*TASK DIRECTIONS*:
Across the listing below, count the lines that mention the string "full". Reply with the figure only.

*MATERIAL TO PROCESS*:
↓
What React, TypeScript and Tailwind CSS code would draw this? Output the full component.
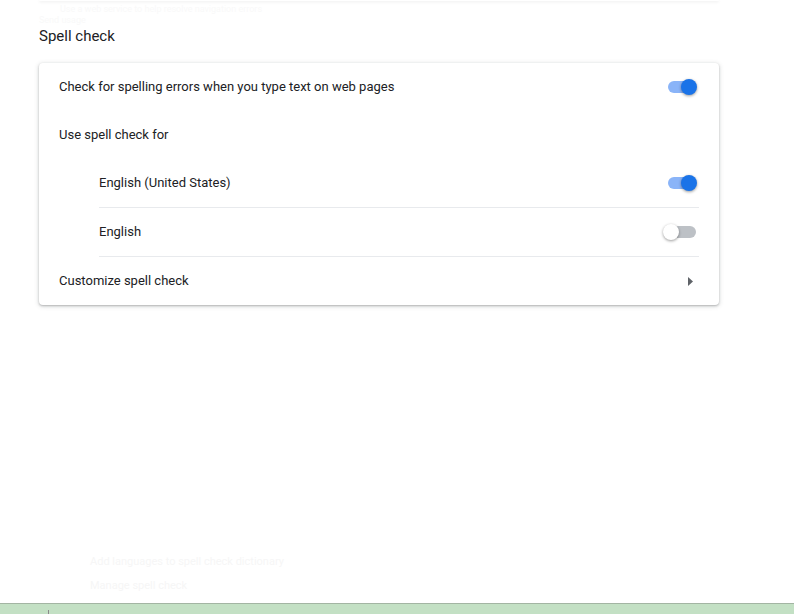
import React from "react";

function Toggle({ on }: { on: boolean }) {
  return (
    <div className="relative w-[34px] h-[16px] flex items-center">
      <div
        className={`absolute left-[3px] w-[28px] h-[12px] rounded-full ${
          on ? "bg-[#8ab4f8]" : "bg-[#bdc1c6]"
        }`}
      />
      <div
        className={`absolute top-0 w-[16px] h-[16px] rounded-full shadow-[0_1px_3px_rgba(0,0,0,0.4)] ${
          on ? "left-[16px] bg-[#1a73e8]" : "left-[-2px] bg-white"
        }`}
      />
    </div>
  );
}

export default function App() {
  return (
    <div
      className="w-[794px] h-[614px] bg-white flex flex-col overflow-hidden text-[#202124]"
      style={{ fontFamily: "Roboto, 'Liberation Sans', sans-serif" }}
    >
      <div className="ml-[39px] w-[680px] h-[1px] rounded-b shadow-[0_1px_3px_rgba(0,0,0,0.12)]" />
      <div className="ml-[60px] mt-[3px] text-[9px] leading-[11px] text-[#f9f9f9]">
        Use a web service to help resolve navigation errors
      </div>
      <div className="ml-[39px] text-[9px] leading-[11px] text-[#f9f9f9]">Send usage</div>
      <div className="ml-[39px] text-[15px] leading-[20px]">Spell check</div>

      <div className="ml-[39px] mt-[17px] w-[680px] rounded-[4px] bg-white shadow-[0_1px_2px_rgba(60,64,67,0.3),0_1px_4px_1px_rgba(60,64,67,0.15)] text-[13px]">
        <div className="h-[48px] px-[20px] flex items-center justify-between">
          <span>Check for spelling errors when you type text on web pages</span>
          <Toggle on />
        </div>
        <div className="h-[48px] px-[20px] flex items-center">
          <span>Use spell check for</span>
        </div>
        <div className="ml-[60px] mr-[20px]">
          <div className="h-[49px] flex items-center justify-between border-b border-[#e8eaed]">
            <span>English (United States)</span>
            <Toggle on />
          </div>
          <div className="h-[49px] flex items-center justify-between border-b border-[#e8eaed]">
            <span>English</span>
            <Toggle on={false} />
          </div>
        </div>
        <div className="h-[48px] pl-[20px] pr-[26px] flex items-center justify-between">
          <span>Customize spell check</span>
          <svg width="5" height="9" viewBox="0 0 5 9">
            <path d="M0 0 L5 4.5 L0 9 Z" fill="#5f6368" />
          </svg>
        </div>
      </div>

      <div className="flex-1" />
      <div className="ml-[90px] text-[11px] leading-[11px] text-[#f6f6f6]">
        Add languages to spell check dictionary
      </div>
      <div className="ml-[90px] mt-[13px] text-[11px] leading-[11px] text-[#f6f6f6]">
        Manage spell check
      </div>
      <div className="h-[12px]" />
      <div className="h-[11px] border-t border-[#a3b5a3] bg-[#c3e0c4] flex">
        <div className="ml-[48px] mt-[6px] w-[1px] h-[5px] bg-[#8a8a8a]" />
      </div>
    </div>
  );
}
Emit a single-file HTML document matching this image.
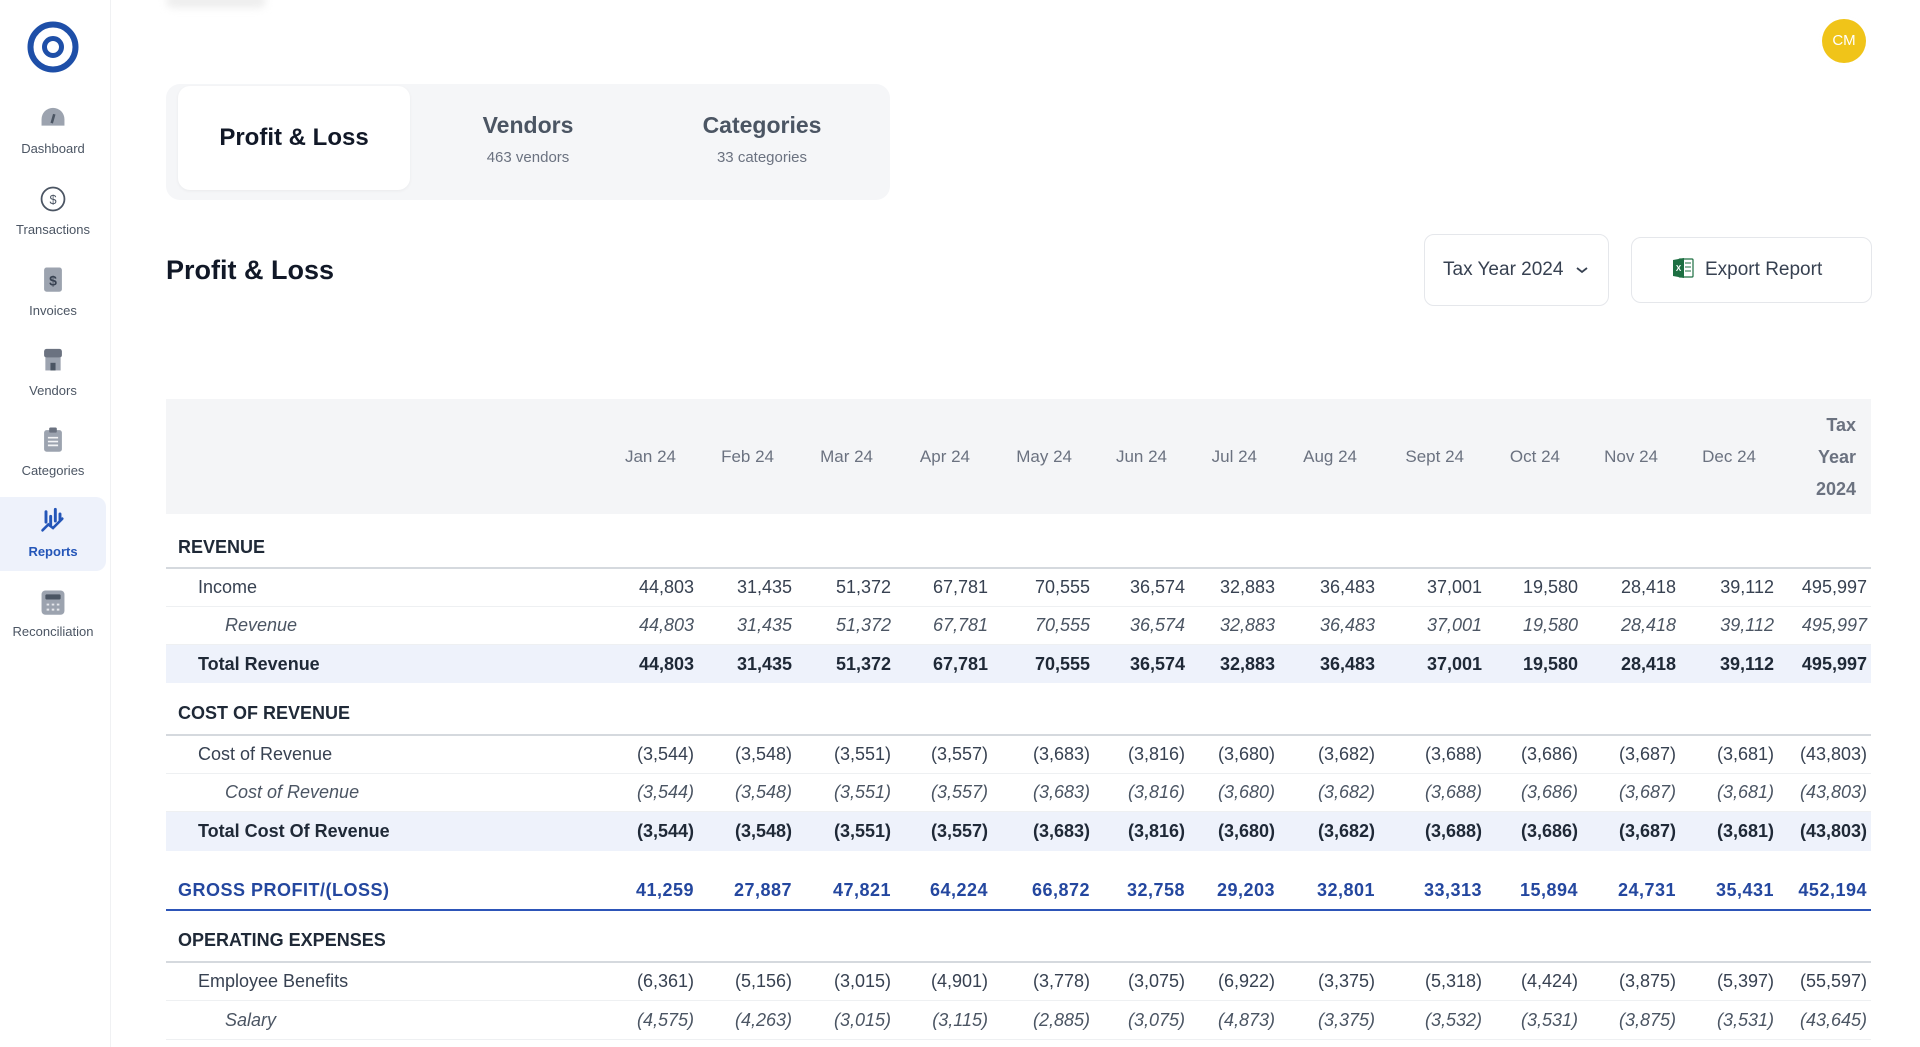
<!DOCTYPE html>
<html><head><meta charset="utf-8"><style>
*{margin:0;padding:0;box-sizing:border-box}
body{width:1920px;height:1047px;overflow:hidden;background:#fff;font-family:"Liberation Sans",sans-serif;color:#1f2937;position:relative}
.side{position:absolute;left:0;top:0;width:111px;height:1047px;background:#fff;border-right:1px solid #f0f1f3}
.nav{position:absolute;left:0;width:106px;text-align:center;font-size:13px;color:#4b5563}
.nav .ic{position:absolute;left:39px;width:28px;height:28px}
.nav .lb{position:absolute;left:0;width:106px;text-align:center}
.tabs{position:absolute;left:166px;top:84px;width:724px;height:116px;background:#f5f6f8;border-radius:14px}
.tab-a{position:absolute;left:12px;top:2px;width:232px;height:104px;background:#fff;border-radius:12px;box-shadow:0 1px 3px rgba(0,0,0,.05);font-size:24px;font-weight:bold;color:#111827;text-align:center;line-height:104px}
.tab{position:absolute;top:28px;width:200px;text-align:center}
.tab b{display:block;font-size:23px;color:#4b5563}
.tab span{display:block;font-size:15px;color:#6b7280;margin-top:10px}
.h1{position:absolute;left:166px;top:255px;font-size:27px;font-weight:bold;color:#111827}
.btn{position:absolute;border:1px solid #e5e7eb;border-radius:10px;background:#fff;font-size:19px;color:#374151}
.row{position:absolute;left:166px;width:1705px;display:grid;grid-template-columns:428px 100px 98px 99px 97px 102px 95px 90px 100px 107px 96px 98px 98px 93px;align-items:center;font-size:18px;color:#374151}
.row>div{text-align:right;white-space:nowrap}
.row>div:first-child{text-align:left}
.hdr{top:399px;height:115px;background:#f4f5f7;color:#6b7280;font-size:17px}
.hdr>div{padding-right:18px}
.sec{font-weight:bold;color:#1f2937;border-bottom:2px solid #d5d9de}
.sec>div:first-child{padding-left:12px}
.r>div:first-child{padding-left:32px}
.r{border-bottom:1px solid #eef0f2}
.it{font-style:italic;color:#4b5563;border-bottom:1px solid #eef0f2}
.it>div:first-child{padding-left:59px}
.tot{background:#eef2fb;font-weight:bold;color:#1f2937}
.tot>div:first-child{padding-left:32px}
.gp{font-weight:bold;color:#24479f;border-bottom:2px solid #2d55b8;letter-spacing:.5px}
.gp>div:first-child{padding-left:12px}
</style></head><body>
<div class="side">
  <svg style="position:absolute;left:27px;top:21px" width="52" height="52" viewBox="0 0 52 52"><circle cx="26" cy="26" r="22.5" fill="none" stroke="#1e4fa8" stroke-width="6"/><circle cx="26" cy="26" r="8.5" fill="none" stroke="#1e4fa8" stroke-width="5"/></svg>
  <div class="nav" style="top:0">
    <svg class="ic" style="top:104px" viewBox="0 0 22 22"><path d="M11 3a9 9 0 0 0-9 9v5h18v-5a9 9 0 0 0-9-9z" fill="#9ca3af"/><path d="M12 8l-2 7" stroke="#4b5563" stroke-width="2"/></svg>
    <div class="lb" style="top:141px">Dashboard</div>
    <svg class="ic" style="top:185px" viewBox="0 0 22 22"><circle cx="11" cy="11" r="9" fill="none" stroke="#4b5563" stroke-width="1.4"/><text x="11" y="15" font-size="10" text-anchor="middle" fill="#4b5563" font-family="Liberation Sans">$</text></svg>
    <div class="lb" style="top:222px">Transactions</div>
    <svg class="ic" style="top:265px" viewBox="0 0 22 22"><rect x="4" y="2" width="14" height="19" rx="2" fill="#9ca3af"/><text x="11" y="16" font-size="11" text-anchor="middle" fill="#374151" font-family="Liberation Sans" font-weight="bold">$</text></svg>
    <div class="lb" style="top:303px">Invoices</div>
    <svg class="ic" style="top:345px" viewBox="0 0 22 22"><rect x="4" y="3" width="14" height="7" rx="2" fill="#6b7280"/><rect x="5" y="10" width="12" height="10" fill="#9ca3af"/><rect x="9" y="14" width="4" height="6" fill="#4b5563"/></svg>
    <div class="lb" style="top:383px">Vendors</div>
    <svg class="ic" style="top:425px" viewBox="0 0 22 22"><rect x="4" y="4" width="14" height="17" rx="2" fill="#9ca3af"/><rect x="8" y="2" width="6" height="4" rx="1" fill="#6b7280"/><path d="M7 10h8M7 13h8M7 16h8" stroke="#f3f4f6" stroke-width="1.3"/></svg>
    <div class="lb" style="top:463px">Categories</div>
  </div>
  <div style="position:absolute;left:0;top:497px;width:106px;height:74px;background:#eef2fb;border-radius:0 10px 10px 0"></div>
  <svg style="position:absolute;left:39px;top:507px" width="28" height="28" viewBox="0 0 24 24"><path d="M6 4v9M10 8v8M14 2v10M18 6v5" stroke="#2456b8" stroke-width="2.5" stroke-linecap="round"/><path d="M3 20l5-5 4 3 8-8" stroke="#2456b8" stroke-width="2.2" fill="none" stroke-linecap="round"/></svg>
  <div style="position:absolute;left:0;top:544px;width:106px;text-align:center;font-size:13px;font-weight:bold;color:#2456b8">Reports</div>
  <svg style="position:absolute;left:39px;top:588px" width="28" height="28" viewBox="0 0 22 22"><rect x="2" y="2" width="18" height="19" rx="3" fill="#9ca3af"/><rect x="5" y="5" width="12" height="4" rx="1" fill="#4b5563"/><path d="M6 13h2M10 13h2M14 13h2M6 17h2M10 17h2M14 17h2" stroke="#e5e7eb" stroke-width="1.5"/></svg>
  <div style="position:absolute;left:0;top:624px;width:106px;text-align:center;font-size:13px;color:#4b5563">Reconciliation</div>
</div>
<div style="position:absolute;left:166px;top:-6px;width:100px;height:14px;background:#eee;border-radius:7px;filter:blur(4px)"></div>
<div style="position:absolute;left:1822px;top:19px;width:44px;height:44px;border-radius:50%;background:#f0c419;color:#fff;font-size:15px;text-align:center;line-height:44px;box-shadow:0 0 0 3px #fff,0 0 4px rgba(0,0,0,.08)">CM</div>

<div class="tabs">
  <div class="tab-a">Profit &amp; Loss</div>
  <div class="tab" style="left:262px"><b>Vendors</b><span>463 vendors</span></div>
  <div class="tab" style="left:496px"><b>Categories</b><span>33 categories</span></div>
</div>
<div class="h1">Profit &amp; Loss</div>
<div class="btn" style="left:1424px;top:234px;width:185px;height:72px;line-height:70px;padding-left:18px">Tax Year 2024 <svg width="14" height="10" viewBox="0 0 14 10" style="margin-left:6px"><path d="M2 3l5 4 5-4" stroke="#374151" stroke-width="1.8" fill="none"/></svg></div>
<div class="btn" style="left:1631px;top:237px;width:241px;height:66px;line-height:64px;padding-left:39px"><svg width="24" height="24" viewBox="0 0 24 24" style="vertical-align:-5px;margin-right:10px"><rect x="8" y="3" width="14" height="18" rx="1" fill="#fff" stroke="#1d6f42" stroke-width="1.2"/><path d="M14 7h6M14 11h6M14 15h6" stroke="#1d6f42"/><path d="M2 4l11-2v20L2 20z" fill="#1d6f42"/><text x="7.5" y="15" font-size="8" fill="#fff" text-anchor="middle" font-family="Liberation Sans" font-weight="bold">X</text></svg>Export Report</div>

<div class="row hdr"><div></div><div>Jan 24</div><div>Feb 24</div><div>Mar 24</div><div>Apr 24</div><div>May 24</div><div>Jun 24</div><div>Jul 24</div><div>Aug 24</div><div>Sept 24</div><div>Oct 24</div><div>Nov 24</div><div>Dec 24</div><div style="padding-right:11px;line-height:32px;font-weight:bold;font-size:18px">Tax<br>Year<br>2024</div></div>

<div class="row sec" style="top:527px;height:42px"><div>REVENUE</div></div>
<div class="row r" style="top:569px;height:38px"><div>Income</div><div>44,803</div><div>31,435</div><div>51,372</div><div>67,781</div><div>70,555</div><div>36,574</div><div>32,883</div><div>36,483</div><div>37,001</div><div>19,580</div><div>28,418</div><div>39,112</div><div>495,997</div></div>
<div class="row it" style="top:607px;height:38px"><div>Revenue</div><div>44,803</div><div>31,435</div><div>51,372</div><div>67,781</div><div>70,555</div><div>36,574</div><div>32,883</div><div>36,483</div><div>37,001</div><div>19,580</div><div>28,418</div><div>39,112</div><div>495,997</div></div>
<div class="row tot" style="top:645px;height:38px"><div>Total Revenue</div><div>44,803</div><div>31,435</div><div>51,372</div><div>67,781</div><div>70,555</div><div>36,574</div><div>32,883</div><div>36,483</div><div>37,001</div><div>19,580</div><div>28,418</div><div>39,112</div><div>495,997</div></div>

<div class="row sec" style="top:693px;height:43px"><div>COST OF REVENUE</div></div>
<div class="row r" style="top:736px;height:38px"><div>Cost of Revenue</div><div>(3,544)</div><div>(3,548)</div><div>(3,551)</div><div>(3,557)</div><div>(3,683)</div><div>(3,816)</div><div>(3,680)</div><div>(3,682)</div><div>(3,688)</div><div>(3,686)</div><div>(3,687)</div><div>(3,681)</div><div>(43,803)</div></div>
<div class="row it" style="top:774px;height:38px"><div>Cost of Revenue</div><div>(3,544)</div><div>(3,548)</div><div>(3,551)</div><div>(3,557)</div><div>(3,683)</div><div>(3,816)</div><div>(3,680)</div><div>(3,682)</div><div>(3,688)</div><div>(3,686)</div><div>(3,687)</div><div>(3,681)</div><div>(43,803)</div></div>
<div class="row tot" style="top:812px;height:39px"><div>Total Cost Of Revenue</div><div>(3,544)</div><div>(3,548)</div><div>(3,551)</div><div>(3,557)</div><div>(3,683)</div><div>(3,816)</div><div>(3,680)</div><div>(3,682)</div><div>(3,688)</div><div>(3,686)</div><div>(3,687)</div><div>(3,681)</div><div>(43,803)</div></div>

<div class="row gp" style="top:871px;height:40px"><div>GROSS PROFIT/(LOSS)</div><div>41,259</div><div>27,887</div><div>47,821</div><div>64,224</div><div>66,872</div><div>32,758</div><div>29,203</div><div>32,801</div><div>33,313</div><div>15,894</div><div>24,731</div><div>35,431</div><div>452,194</div></div>

<div class="row sec" style="top:920px;height:43px"><div>OPERATING EXPENSES</div></div>
<div class="row r" style="top:963px;height:38px"><div>Employee Benefits</div><div>(6,361)</div><div>(5,156)</div><div>(3,015)</div><div>(4,901)</div><div>(3,778)</div><div>(3,075)</div><div>(6,922)</div><div>(3,375)</div><div>(5,318)</div><div>(4,424)</div><div>(3,875)</div><div>(5,397)</div><div>(55,597)</div></div>
<div class="row it" style="top:1001px;height:39px"><div>Salary</div><div>(4,575)</div><div>(4,263)</div><div>(3,015)</div><div>(3,115)</div><div>(2,885)</div><div>(3,075)</div><div>(4,873)</div><div>(3,375)</div><div>(3,532)</div><div>(3,531)</div><div>(3,875)</div><div>(3,531)</div><div>(43,645)</div></div>
</body></html>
↑
*EXERCISE SOLUTION*:
3